- Material for this task

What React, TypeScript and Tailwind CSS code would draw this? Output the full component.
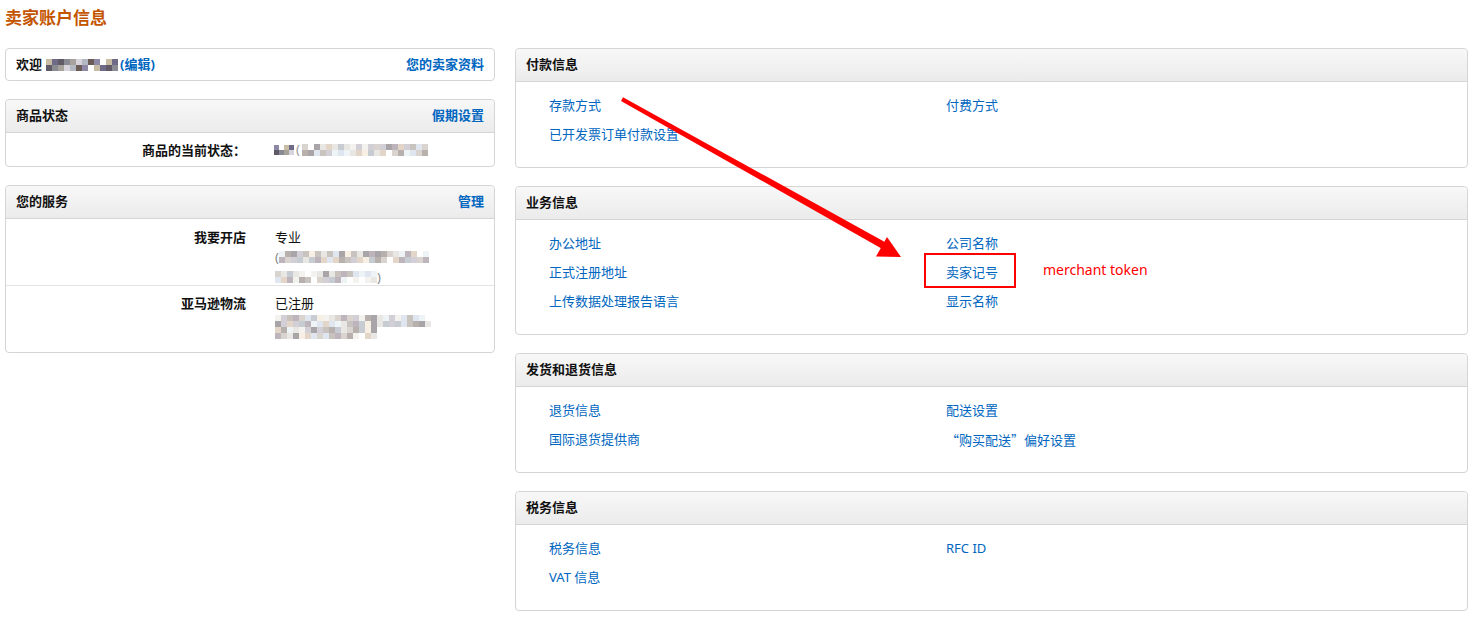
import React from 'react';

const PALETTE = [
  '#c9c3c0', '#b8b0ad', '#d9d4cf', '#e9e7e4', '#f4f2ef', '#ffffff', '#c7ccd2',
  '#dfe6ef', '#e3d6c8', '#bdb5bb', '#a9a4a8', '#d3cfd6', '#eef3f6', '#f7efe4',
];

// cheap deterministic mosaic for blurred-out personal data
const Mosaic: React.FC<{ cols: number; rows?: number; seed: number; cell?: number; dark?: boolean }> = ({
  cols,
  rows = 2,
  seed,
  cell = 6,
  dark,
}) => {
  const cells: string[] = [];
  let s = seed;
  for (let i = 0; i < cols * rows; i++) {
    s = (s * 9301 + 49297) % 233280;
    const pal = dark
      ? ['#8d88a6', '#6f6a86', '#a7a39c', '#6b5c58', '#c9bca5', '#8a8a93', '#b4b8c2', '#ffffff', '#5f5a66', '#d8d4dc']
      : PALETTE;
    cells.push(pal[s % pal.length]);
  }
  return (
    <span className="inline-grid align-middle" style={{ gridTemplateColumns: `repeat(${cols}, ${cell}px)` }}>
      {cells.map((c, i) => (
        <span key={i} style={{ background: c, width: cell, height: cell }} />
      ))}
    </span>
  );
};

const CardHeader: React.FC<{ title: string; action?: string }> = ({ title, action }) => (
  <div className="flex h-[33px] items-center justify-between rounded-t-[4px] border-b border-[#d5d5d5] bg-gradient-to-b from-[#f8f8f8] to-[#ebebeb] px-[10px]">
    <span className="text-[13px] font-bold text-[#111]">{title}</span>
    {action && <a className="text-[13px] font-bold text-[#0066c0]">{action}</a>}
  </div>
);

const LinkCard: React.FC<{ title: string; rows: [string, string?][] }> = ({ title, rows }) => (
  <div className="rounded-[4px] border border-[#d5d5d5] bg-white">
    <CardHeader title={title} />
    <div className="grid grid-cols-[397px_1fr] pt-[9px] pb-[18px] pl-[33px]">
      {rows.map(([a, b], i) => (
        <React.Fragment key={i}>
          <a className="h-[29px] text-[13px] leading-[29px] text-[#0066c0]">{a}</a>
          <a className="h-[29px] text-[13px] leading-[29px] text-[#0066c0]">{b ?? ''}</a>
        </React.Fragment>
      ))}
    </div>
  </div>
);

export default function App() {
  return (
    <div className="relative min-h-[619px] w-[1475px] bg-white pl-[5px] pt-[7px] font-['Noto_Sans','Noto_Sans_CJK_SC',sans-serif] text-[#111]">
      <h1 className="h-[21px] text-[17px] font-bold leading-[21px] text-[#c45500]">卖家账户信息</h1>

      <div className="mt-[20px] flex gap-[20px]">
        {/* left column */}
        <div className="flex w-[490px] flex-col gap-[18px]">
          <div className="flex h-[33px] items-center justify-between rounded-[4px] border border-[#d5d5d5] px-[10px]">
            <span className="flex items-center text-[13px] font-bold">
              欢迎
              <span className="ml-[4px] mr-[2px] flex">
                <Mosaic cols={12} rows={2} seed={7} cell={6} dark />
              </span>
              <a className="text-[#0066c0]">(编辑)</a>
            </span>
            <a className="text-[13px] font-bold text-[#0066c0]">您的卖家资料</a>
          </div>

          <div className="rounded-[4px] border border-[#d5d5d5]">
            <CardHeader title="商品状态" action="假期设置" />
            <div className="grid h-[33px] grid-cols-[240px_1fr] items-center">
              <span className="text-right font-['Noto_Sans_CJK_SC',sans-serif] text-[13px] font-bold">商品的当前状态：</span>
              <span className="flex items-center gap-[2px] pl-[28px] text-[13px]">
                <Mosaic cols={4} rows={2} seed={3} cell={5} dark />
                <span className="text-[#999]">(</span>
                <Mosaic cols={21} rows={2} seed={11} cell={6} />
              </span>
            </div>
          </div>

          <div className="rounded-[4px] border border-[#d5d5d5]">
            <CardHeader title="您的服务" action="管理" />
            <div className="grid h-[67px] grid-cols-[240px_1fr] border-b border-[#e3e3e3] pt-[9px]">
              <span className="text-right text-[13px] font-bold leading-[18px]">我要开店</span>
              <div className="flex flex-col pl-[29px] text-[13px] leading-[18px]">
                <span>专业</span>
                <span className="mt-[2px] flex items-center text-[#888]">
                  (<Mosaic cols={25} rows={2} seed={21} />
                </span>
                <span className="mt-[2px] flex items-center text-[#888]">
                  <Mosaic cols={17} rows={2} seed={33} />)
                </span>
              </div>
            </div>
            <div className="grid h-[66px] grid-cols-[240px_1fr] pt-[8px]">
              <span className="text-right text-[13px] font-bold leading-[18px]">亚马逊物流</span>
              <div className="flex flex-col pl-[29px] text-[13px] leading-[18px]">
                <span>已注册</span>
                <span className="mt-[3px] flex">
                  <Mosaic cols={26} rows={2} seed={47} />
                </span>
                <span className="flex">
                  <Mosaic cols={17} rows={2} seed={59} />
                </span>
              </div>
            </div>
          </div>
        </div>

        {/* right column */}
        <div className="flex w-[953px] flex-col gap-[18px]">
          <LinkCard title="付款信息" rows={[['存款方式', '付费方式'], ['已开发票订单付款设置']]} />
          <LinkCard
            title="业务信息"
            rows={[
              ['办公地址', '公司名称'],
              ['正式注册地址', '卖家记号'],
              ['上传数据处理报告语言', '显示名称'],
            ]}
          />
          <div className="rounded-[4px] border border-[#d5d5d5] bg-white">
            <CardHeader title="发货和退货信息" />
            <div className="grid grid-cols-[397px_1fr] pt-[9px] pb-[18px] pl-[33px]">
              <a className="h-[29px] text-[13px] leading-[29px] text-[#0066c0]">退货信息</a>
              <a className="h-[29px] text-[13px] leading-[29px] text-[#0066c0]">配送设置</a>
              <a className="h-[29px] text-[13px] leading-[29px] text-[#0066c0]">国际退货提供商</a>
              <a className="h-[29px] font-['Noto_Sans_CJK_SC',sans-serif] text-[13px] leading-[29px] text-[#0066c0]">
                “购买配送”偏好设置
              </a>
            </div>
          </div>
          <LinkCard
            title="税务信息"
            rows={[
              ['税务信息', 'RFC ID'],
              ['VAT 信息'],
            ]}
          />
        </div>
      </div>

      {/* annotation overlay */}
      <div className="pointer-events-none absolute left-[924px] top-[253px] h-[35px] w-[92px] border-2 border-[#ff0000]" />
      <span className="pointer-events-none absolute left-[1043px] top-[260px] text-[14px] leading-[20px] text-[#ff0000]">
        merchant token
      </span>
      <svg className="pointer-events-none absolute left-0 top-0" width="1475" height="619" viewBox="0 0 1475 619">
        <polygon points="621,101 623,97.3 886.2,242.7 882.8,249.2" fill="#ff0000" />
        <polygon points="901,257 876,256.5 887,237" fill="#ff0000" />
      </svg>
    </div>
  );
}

--

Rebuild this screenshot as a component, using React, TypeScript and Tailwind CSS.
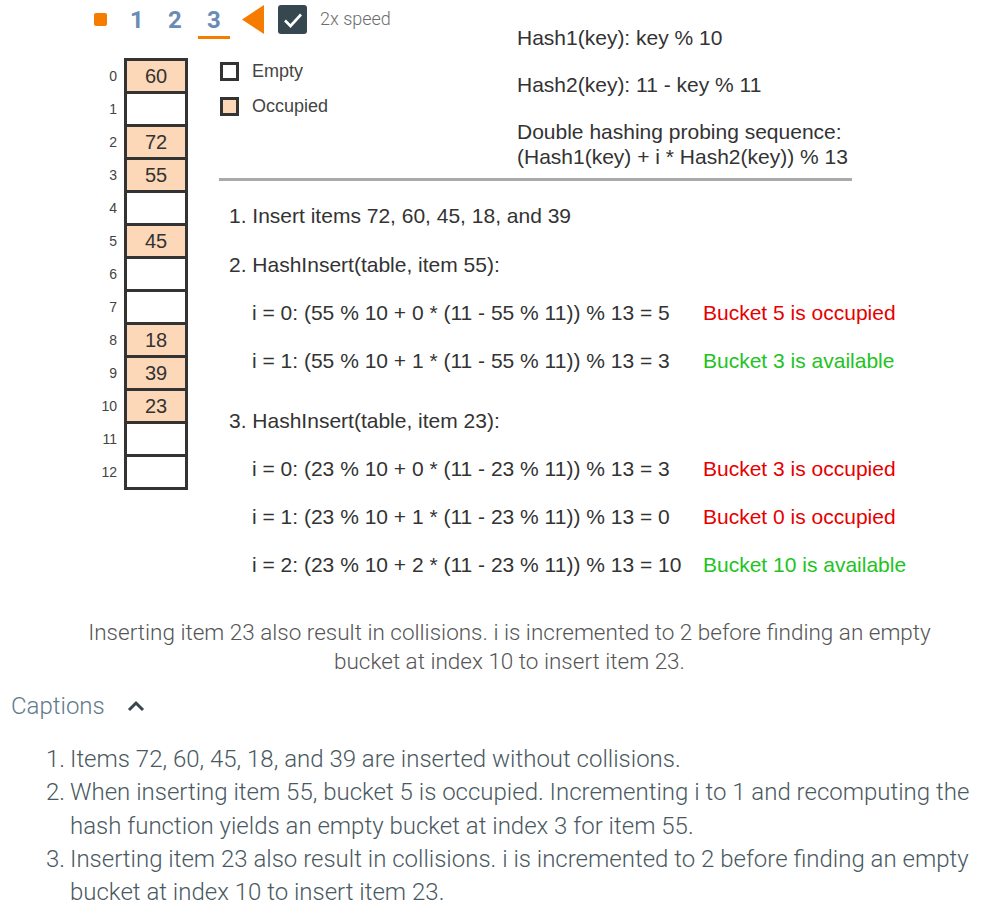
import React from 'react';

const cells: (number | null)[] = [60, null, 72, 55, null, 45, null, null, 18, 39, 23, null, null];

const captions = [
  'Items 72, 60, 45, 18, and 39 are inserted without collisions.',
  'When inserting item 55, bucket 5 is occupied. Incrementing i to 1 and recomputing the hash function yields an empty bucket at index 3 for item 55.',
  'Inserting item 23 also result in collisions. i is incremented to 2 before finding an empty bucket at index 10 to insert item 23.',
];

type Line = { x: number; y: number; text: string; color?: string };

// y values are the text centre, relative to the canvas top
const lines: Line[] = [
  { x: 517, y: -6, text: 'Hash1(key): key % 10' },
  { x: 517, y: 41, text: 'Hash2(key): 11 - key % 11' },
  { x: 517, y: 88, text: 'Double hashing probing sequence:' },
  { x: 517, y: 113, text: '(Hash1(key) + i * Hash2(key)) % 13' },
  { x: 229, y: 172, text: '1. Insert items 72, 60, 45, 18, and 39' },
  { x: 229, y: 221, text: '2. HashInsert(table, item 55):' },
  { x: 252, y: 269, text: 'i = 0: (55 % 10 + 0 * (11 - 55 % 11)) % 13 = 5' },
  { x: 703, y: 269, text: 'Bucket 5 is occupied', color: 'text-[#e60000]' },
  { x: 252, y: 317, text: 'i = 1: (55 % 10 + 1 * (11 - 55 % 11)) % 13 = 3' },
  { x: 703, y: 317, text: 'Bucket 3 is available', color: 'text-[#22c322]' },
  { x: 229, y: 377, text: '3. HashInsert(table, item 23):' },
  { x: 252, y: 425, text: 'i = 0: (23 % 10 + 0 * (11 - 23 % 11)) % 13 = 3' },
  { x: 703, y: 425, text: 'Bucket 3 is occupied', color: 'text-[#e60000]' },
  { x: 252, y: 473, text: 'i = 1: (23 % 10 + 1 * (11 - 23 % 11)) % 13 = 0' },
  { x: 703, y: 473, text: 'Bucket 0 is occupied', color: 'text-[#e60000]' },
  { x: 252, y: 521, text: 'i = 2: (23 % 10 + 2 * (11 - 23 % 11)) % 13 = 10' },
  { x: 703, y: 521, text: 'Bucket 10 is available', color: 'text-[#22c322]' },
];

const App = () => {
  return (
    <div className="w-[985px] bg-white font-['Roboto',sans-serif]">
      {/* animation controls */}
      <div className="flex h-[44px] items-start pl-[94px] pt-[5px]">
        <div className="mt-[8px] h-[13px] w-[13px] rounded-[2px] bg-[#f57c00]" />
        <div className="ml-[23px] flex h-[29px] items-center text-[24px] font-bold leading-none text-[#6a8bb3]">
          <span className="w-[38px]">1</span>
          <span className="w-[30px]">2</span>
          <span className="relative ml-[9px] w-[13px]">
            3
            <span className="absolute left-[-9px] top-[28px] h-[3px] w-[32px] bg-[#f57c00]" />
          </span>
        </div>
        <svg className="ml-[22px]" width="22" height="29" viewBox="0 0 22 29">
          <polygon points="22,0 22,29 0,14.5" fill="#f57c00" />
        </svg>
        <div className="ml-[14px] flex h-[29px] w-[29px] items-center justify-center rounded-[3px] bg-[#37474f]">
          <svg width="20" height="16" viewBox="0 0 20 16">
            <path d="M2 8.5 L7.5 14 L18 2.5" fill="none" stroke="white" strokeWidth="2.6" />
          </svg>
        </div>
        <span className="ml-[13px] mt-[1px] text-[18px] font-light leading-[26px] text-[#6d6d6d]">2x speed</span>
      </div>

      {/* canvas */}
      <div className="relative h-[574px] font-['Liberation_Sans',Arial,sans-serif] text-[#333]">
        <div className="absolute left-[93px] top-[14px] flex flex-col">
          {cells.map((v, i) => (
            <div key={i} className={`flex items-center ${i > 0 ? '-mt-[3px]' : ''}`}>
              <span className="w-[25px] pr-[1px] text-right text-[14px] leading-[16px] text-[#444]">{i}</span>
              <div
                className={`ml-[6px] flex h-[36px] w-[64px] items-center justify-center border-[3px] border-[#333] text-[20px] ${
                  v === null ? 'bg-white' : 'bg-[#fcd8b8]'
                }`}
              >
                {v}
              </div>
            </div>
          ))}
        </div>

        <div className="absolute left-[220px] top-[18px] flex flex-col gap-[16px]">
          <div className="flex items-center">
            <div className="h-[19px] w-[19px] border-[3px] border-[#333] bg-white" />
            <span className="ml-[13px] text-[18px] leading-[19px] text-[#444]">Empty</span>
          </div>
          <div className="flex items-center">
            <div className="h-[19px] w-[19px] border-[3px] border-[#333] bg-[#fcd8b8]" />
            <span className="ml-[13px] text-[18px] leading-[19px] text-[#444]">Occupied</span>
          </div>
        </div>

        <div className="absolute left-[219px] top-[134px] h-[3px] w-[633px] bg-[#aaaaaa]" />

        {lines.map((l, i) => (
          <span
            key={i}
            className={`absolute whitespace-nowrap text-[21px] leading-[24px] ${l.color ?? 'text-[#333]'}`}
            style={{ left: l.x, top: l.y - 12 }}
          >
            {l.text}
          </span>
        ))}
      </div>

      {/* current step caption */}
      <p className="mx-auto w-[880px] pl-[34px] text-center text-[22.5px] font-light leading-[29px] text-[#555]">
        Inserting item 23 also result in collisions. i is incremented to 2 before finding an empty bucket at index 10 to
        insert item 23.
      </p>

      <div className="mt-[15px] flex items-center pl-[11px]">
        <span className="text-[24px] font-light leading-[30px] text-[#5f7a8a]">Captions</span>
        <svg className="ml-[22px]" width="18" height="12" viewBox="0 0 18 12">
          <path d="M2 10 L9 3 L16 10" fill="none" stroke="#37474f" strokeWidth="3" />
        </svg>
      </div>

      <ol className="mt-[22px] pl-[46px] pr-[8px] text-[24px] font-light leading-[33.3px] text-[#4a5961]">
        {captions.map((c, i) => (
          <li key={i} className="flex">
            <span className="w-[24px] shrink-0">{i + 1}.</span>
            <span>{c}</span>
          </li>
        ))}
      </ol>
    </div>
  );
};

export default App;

---

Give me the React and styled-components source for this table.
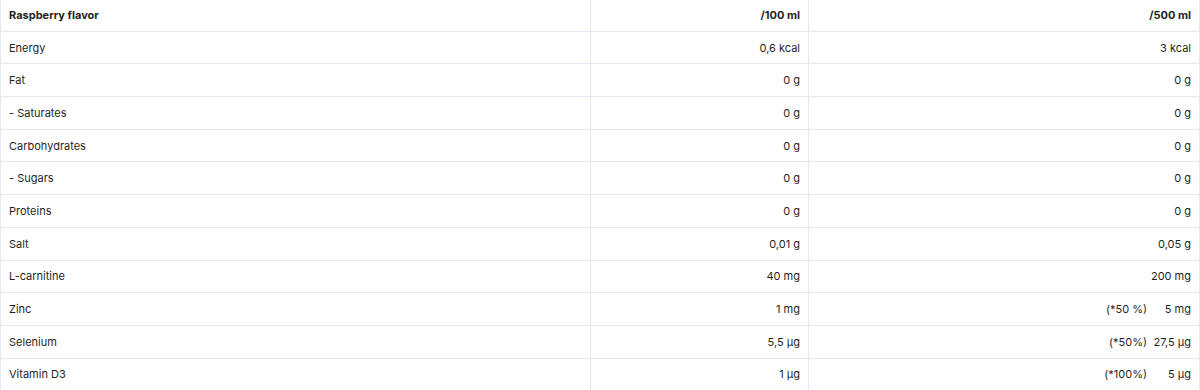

- Aim of the task
Start at the line that contains "Rebuild this screenshot", stop at the line that contains "const cells: (number", and reproduce each line in that stretch exactly. Pictures are excluded.

- Exercise response
Rebuild this screenshot as a component, using React, TypeScript and Tailwind CSS.
import React from 'react';

const cells: (number | null)[] = [60, null, 72, 55, null, 45, null, null, 18, 39, 23, null, null];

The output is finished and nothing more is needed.